- [Information shown]:

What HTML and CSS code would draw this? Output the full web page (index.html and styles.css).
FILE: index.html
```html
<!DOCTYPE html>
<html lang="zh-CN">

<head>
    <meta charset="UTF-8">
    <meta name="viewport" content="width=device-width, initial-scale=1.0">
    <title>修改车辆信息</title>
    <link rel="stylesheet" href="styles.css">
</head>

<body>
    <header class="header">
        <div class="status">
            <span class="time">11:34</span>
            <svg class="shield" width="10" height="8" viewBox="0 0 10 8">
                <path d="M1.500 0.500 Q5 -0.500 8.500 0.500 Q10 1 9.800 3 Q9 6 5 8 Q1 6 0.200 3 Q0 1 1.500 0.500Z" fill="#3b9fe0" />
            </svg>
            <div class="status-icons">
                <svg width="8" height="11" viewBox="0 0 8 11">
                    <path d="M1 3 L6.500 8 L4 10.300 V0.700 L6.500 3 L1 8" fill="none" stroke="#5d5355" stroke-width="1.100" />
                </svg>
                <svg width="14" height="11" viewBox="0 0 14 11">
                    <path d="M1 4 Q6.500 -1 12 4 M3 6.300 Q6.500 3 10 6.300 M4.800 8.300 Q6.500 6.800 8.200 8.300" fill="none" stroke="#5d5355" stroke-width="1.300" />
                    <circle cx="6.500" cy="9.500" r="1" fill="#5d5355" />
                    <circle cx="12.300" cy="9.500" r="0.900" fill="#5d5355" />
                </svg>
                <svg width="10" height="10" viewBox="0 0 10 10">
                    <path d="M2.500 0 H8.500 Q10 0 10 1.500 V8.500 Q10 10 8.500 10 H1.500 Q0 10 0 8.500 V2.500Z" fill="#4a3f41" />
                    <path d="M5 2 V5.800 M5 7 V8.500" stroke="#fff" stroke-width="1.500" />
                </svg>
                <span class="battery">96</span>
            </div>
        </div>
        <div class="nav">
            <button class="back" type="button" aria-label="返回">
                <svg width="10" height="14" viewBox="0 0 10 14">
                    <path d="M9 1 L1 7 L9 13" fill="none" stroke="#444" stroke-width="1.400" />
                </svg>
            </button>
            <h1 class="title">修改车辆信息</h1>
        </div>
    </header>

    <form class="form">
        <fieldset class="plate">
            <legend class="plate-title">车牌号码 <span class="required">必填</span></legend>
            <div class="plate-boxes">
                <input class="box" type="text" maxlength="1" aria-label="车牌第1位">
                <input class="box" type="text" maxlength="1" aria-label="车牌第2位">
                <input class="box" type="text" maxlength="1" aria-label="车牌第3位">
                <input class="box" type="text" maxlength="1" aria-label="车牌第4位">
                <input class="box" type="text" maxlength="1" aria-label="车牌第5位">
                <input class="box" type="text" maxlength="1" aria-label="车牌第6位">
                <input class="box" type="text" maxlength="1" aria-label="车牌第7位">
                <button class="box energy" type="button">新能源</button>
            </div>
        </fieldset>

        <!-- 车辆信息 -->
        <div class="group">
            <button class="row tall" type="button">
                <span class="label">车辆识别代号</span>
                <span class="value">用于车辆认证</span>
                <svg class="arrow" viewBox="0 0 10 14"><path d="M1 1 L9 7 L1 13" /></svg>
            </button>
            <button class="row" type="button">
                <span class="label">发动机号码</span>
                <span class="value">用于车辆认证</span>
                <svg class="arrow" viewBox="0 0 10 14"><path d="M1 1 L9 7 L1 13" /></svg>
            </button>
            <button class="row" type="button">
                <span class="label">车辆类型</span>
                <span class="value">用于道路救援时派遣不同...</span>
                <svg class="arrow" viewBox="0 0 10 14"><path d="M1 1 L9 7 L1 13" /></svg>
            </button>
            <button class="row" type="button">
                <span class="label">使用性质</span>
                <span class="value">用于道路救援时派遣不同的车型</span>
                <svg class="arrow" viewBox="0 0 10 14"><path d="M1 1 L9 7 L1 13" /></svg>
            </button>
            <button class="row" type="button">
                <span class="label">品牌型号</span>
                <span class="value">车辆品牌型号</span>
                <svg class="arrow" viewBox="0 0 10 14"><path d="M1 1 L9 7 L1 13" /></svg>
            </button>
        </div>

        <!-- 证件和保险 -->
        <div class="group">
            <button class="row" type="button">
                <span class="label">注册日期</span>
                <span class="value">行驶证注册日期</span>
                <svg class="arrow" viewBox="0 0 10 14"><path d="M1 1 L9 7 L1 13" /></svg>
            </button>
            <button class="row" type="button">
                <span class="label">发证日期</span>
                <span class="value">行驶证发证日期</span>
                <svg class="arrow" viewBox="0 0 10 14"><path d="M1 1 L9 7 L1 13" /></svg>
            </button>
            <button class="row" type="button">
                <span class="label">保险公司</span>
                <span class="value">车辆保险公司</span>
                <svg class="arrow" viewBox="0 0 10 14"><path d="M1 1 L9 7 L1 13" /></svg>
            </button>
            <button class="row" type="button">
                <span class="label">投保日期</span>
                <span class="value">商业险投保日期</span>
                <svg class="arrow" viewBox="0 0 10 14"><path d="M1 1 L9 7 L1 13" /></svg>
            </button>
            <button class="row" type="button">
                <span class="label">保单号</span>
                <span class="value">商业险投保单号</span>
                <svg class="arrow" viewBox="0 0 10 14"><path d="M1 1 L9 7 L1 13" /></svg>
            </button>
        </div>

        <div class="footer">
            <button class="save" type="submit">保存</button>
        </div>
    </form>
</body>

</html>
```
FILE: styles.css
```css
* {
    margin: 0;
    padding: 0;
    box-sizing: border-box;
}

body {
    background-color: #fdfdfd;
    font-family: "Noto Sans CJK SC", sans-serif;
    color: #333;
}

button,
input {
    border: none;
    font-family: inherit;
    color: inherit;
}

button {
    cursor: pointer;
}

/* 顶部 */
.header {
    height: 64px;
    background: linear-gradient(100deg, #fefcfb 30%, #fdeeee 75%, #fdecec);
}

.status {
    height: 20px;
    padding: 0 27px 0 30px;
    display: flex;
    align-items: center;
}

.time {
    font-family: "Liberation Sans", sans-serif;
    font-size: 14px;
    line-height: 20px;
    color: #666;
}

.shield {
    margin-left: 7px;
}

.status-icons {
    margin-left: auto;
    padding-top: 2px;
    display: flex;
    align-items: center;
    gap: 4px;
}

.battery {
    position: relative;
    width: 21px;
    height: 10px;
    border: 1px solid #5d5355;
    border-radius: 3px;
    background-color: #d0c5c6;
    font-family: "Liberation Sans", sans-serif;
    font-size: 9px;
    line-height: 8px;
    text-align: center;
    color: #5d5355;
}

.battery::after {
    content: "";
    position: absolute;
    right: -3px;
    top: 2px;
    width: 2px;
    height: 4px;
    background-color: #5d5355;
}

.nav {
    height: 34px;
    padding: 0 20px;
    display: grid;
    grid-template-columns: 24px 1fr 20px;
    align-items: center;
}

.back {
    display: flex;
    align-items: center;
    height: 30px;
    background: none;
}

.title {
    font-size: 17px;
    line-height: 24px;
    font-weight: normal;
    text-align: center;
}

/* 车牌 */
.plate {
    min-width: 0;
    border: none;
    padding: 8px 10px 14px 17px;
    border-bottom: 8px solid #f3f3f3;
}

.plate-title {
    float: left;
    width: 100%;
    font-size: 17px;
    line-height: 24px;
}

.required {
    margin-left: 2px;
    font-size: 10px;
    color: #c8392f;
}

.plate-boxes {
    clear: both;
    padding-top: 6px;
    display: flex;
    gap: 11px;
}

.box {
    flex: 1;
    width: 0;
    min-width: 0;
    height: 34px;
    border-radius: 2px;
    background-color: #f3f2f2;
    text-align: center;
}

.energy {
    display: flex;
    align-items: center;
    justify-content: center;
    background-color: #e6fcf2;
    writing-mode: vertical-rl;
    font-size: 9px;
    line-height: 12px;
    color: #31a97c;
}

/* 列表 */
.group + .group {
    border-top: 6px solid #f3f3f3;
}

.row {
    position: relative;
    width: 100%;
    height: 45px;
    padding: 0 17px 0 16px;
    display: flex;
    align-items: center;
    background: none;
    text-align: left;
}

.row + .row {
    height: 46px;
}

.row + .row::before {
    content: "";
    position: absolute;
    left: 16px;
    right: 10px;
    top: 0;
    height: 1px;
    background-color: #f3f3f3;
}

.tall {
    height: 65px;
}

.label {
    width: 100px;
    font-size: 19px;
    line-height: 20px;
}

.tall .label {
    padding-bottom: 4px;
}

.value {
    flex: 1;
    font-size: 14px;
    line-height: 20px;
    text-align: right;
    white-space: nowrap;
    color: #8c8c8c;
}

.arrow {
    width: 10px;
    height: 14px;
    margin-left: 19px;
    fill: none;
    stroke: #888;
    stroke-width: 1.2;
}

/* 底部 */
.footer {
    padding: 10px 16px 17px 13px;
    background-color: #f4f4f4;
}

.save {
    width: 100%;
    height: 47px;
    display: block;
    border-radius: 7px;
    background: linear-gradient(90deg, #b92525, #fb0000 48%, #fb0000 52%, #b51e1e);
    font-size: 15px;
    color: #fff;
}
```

- [Brief]:
Gather all the lines that include the word "styles" and copy them out.

- [Solution for this problem]:
What HTML and CSS code would draw this? Output the full web page (index.html and styles.css).
    <link rel="stylesheet" href="styles.css">
FILE: styles.css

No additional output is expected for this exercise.